Longpré , où se trouve donc ce village où Gérard Coste a passé une enfance heureuse ?
Sis dans l'Aube. Longpré qu'il fait rimer avec « insouciance et ignorance ».


Le livre débute par une réflexion sur l'écriture, c'est donc un défi que l'auteur s'est lancé. Puis il s'adresse directement à ce village natal, qui lui a offert une vie loin du tumulte.
Et en plus a fait germer sa vocation d'enseignant. Avec le recul, il réalise combien il fut chanceux de vivre dans cette « nature paisible » et n'hésite pas à qualifier cet endroit de paradis.

Les souvenirs photographiques qui ponctuent le récit autobiographique sont en black and white, à commencer par la carte d'identité datant de 1962, quand l'auteur est âgé de 10 ans. Celui-ci nous ouvre son album familial.

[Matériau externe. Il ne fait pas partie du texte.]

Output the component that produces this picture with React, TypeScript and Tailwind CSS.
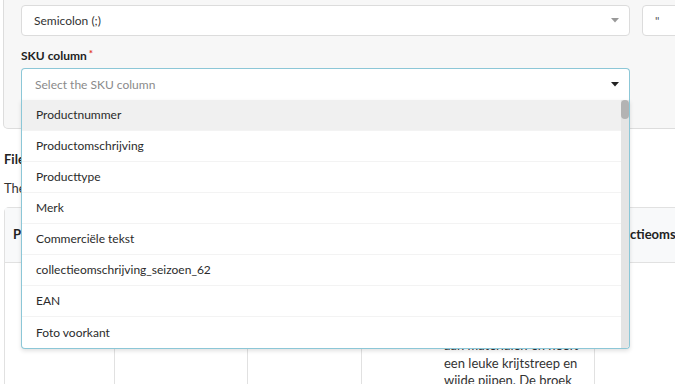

Tel un biographe, le narrateur brosse un portrait intime de lui-même et dépeint en même temps cette douceur de vivre dans ce village champenois. Il débute en 52, l'année de sa naissance, également celle des Jeux Olympiques d'été à Helsinski, rappelle-t-il. C'est en traction Citroën que la jeune future mère ( tout juste 17 ans) est conduite à la maternité de Bar sur Aube. Une mère peu expérimentée (placée à 14 ans comme bonne dans la ferme voisine) qui sera secondée par une des soeurs du Patron.

Cinq ans plus tard, débarque la petite soeur, Francine, surnommée La Puce. Avec humour il évoque sa surprise, n'ayant pas été préparé à cette venue, lui qui croyait que les filles naissaient dans les roses. Perplexe devant « cet être de chair et dos », il fantasme sur leur futur ensemble : leurs jeux à venir.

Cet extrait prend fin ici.